Professor Tim Lenton, from the University of Exeter, said: “Some economists have predicted relatively low economic damage – even from extreme levels of climate change. It is concerning to see these same economic models being used to underpin climate-change scenario analysis in financial services. It is essential that financial services institutions and regulators move towards realistic climate scenarios that recognise the potentially catastrophic risks posed by climate change.

“We have left it too late to tackle climate change incrementally. It now requires transformational change and a dramatic acceleration of progress. We have identified a variety of positive tipping points in human societies that can propel rapid decarbonisation. We need the support of the capital and insurance markets to achieve this, and actuaries have an important contribution to make. In addition to their role in the insurance markets, their work in pensions means they can impact capital allocation in long-term savings in a way few other professions can.”

Sandy Trust, Lead author and Past-Chair, IFoA Sustainability Board, said: “In the context of climate change, it is as if we are modelling the scenario of the Titanic hitting an iceberg but excluding from the impacts the possibility that the ship could sink. It is critical we develop realistic downside scenarios that reflect the level of risk we face – as this will inform the level of effort we put into decarbonising to mitigate that risk. It is crucial that model users understand the limitations and assumptions of models, take action to break down silos and develop techniques to understand how different combinations of risks will impact future solvency and what actions can help to mitigate this. It is deeply concerning that what we see happening in the real world is largely excluded from models widely used across the financial sector.”

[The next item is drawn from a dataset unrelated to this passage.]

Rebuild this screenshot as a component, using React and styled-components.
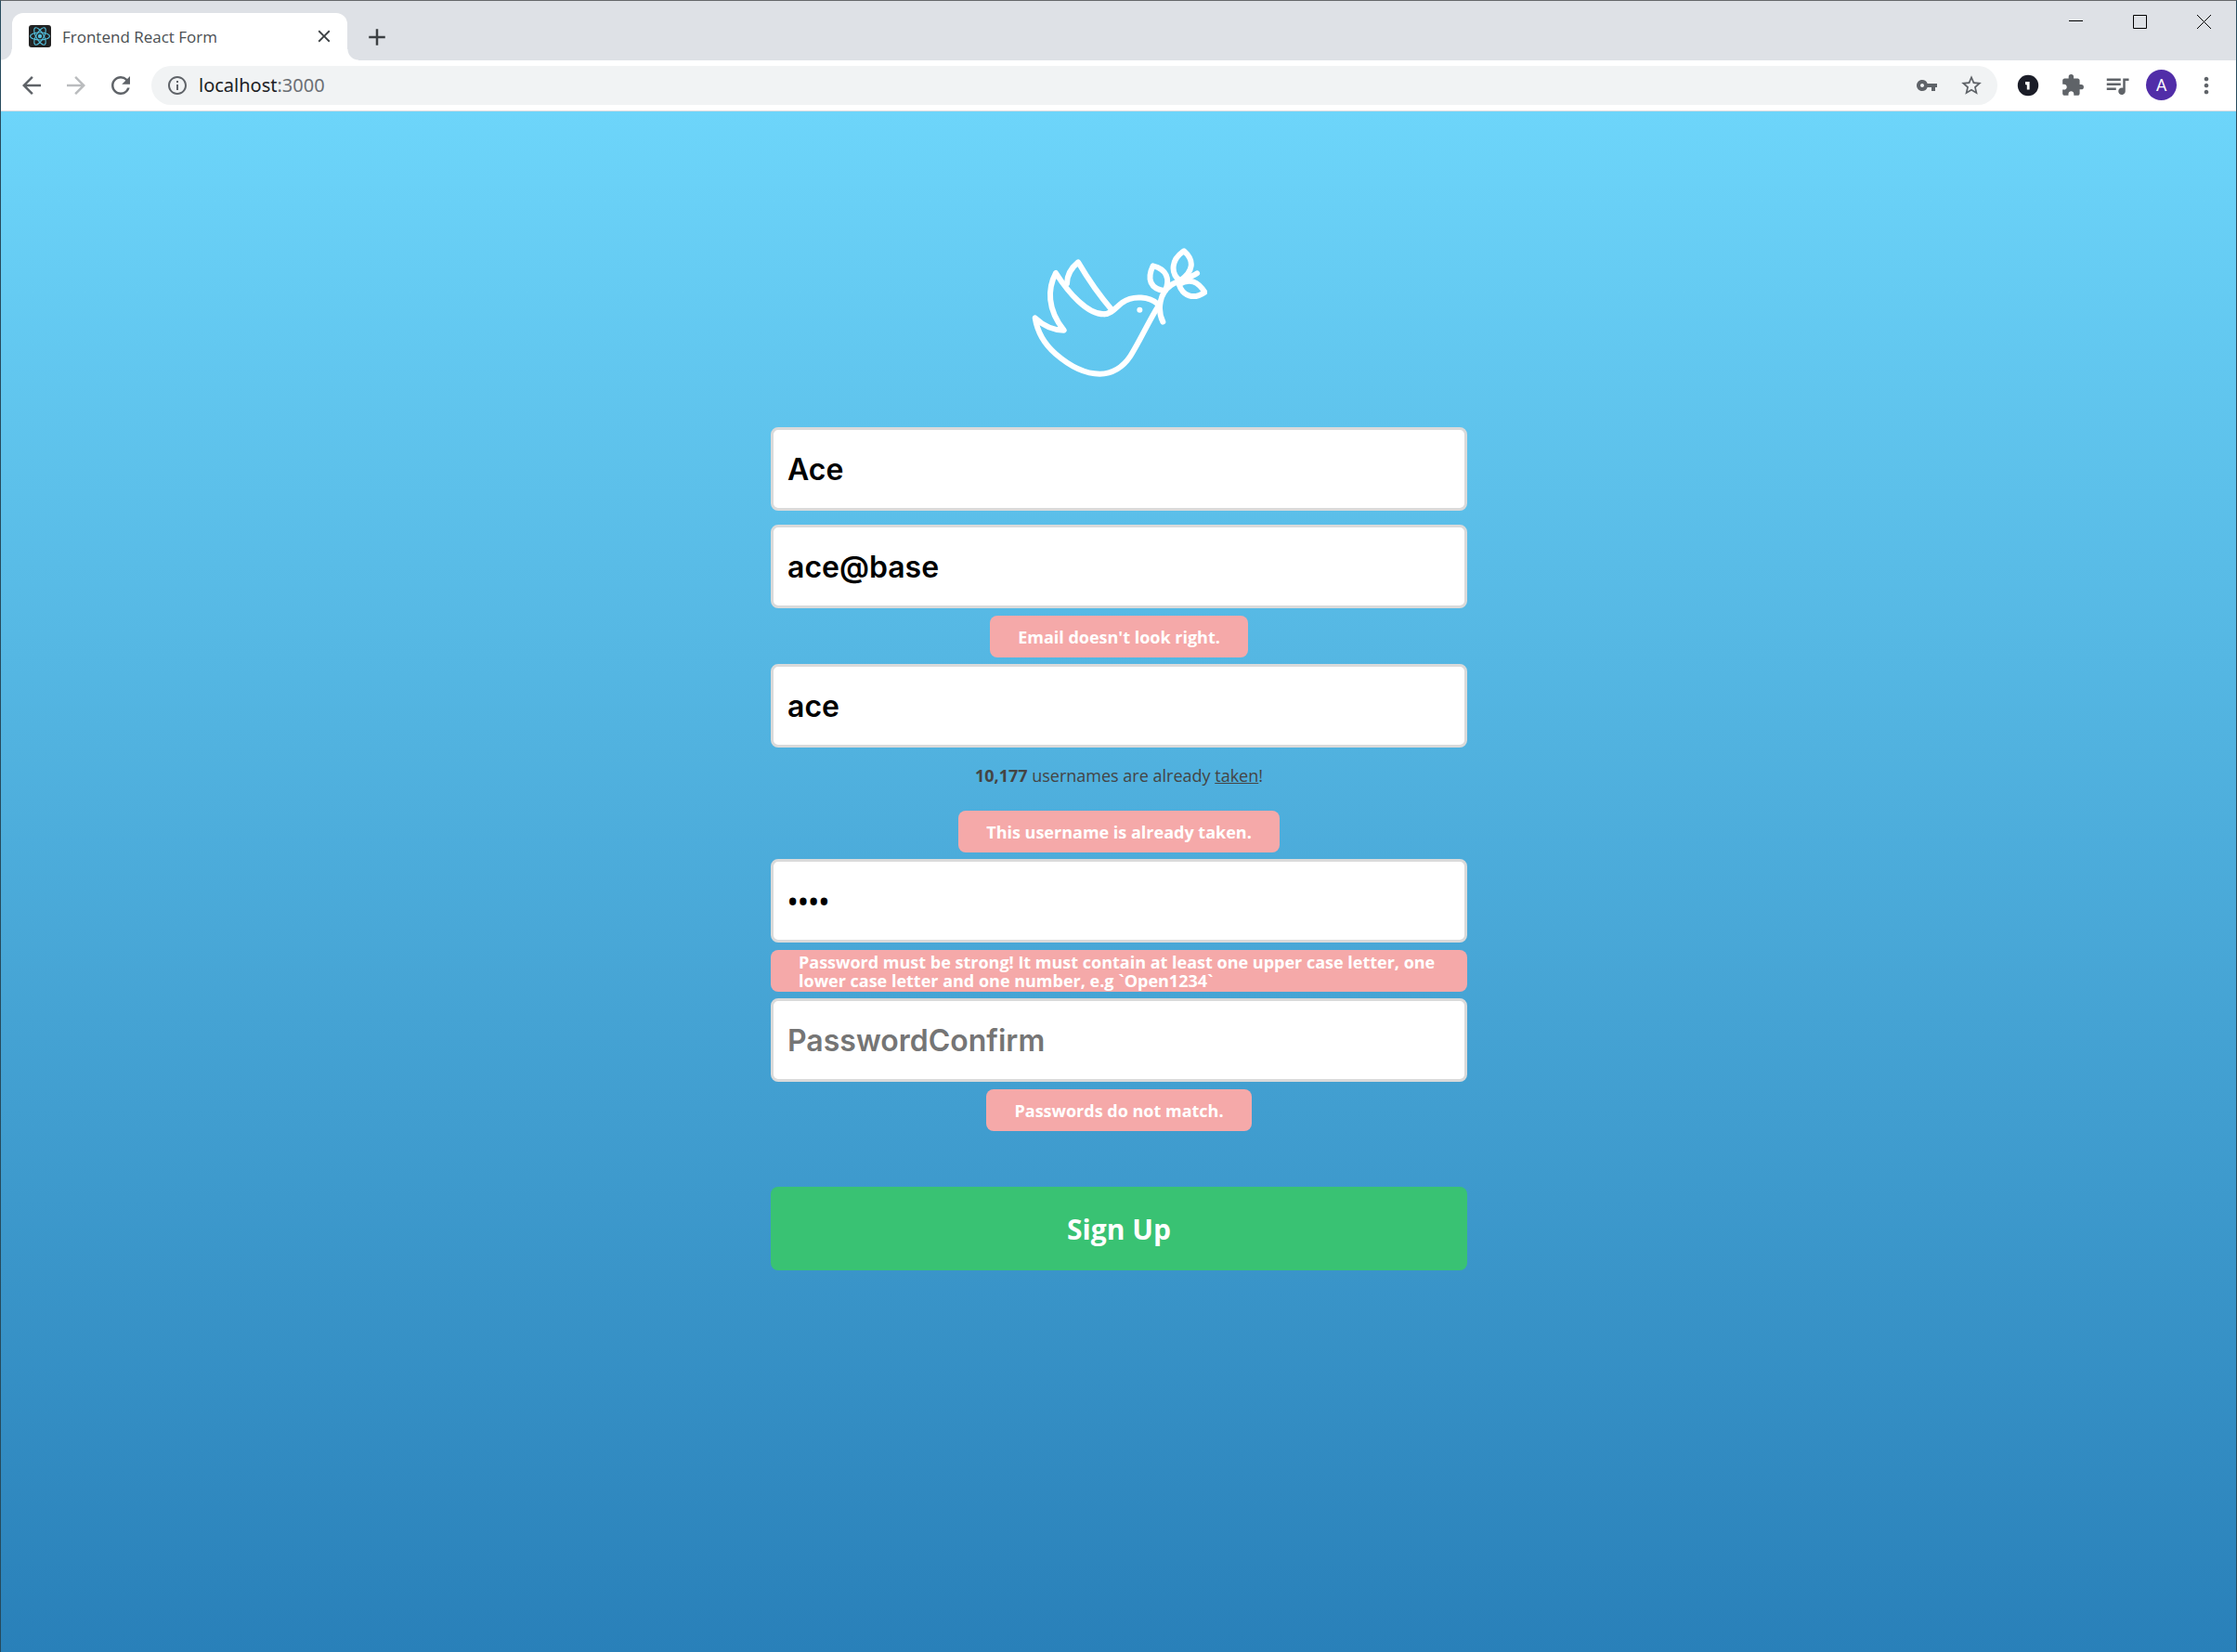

As well as providing detailed analysis of these challenges around climate scenario modelling, the report recommends ways to move forward:

  1. Education on the assumptions underpinning the models and their limitations
  2. Development of realistic qualitative and quantitative climate scenarios
  3. Model development required to better capture risk drivers, uncertainties and impacts

Sandy Trust continued: “A fact still poorly understood in financial services is that there is considerable uncertainty in Earth system modelling, which has profound implications. Carbon budgets have high error margins and could now be negative for a temperature goal of 1.5°C. All of which reinforces the need to urgently reduce emissions by accelerating socio-economic tipping points, remove greenhouse gases from the atmosphere and repair broken parts of the climate system.”

Nigel Topping, UK Climate Action Champion for COP26 and Honorary Professor at the University of Exeter Business School, said: “Everyone who cares about the stability of our financial system should read this paper. Failing to include known non-linear effects in strategic thinking about climate change will lead to complacency, heightened risk and missed opportunities. So the scenarios that are used as part of TCFD processes really matter – both because economic damage will grow much faster and because the transition to clean technologies will happen much faster than conventional economic modelling suggests.”

Katie Blacklock, Non-executive director of Edmond de Rothschild, member of M&G’s With Profits Advisory Board and Governor of the Health Foundation, said: “Those in governance positions have a clear fiduciary duty to understand and mitigate the risks posed to clients’ financial assets. To do so, we need to improve our collective climate literacy. Accepting the output of climate-scenario modelling at face value is at best inadequate and at worst dangerous – not just for the price of financial assets but for the planet.”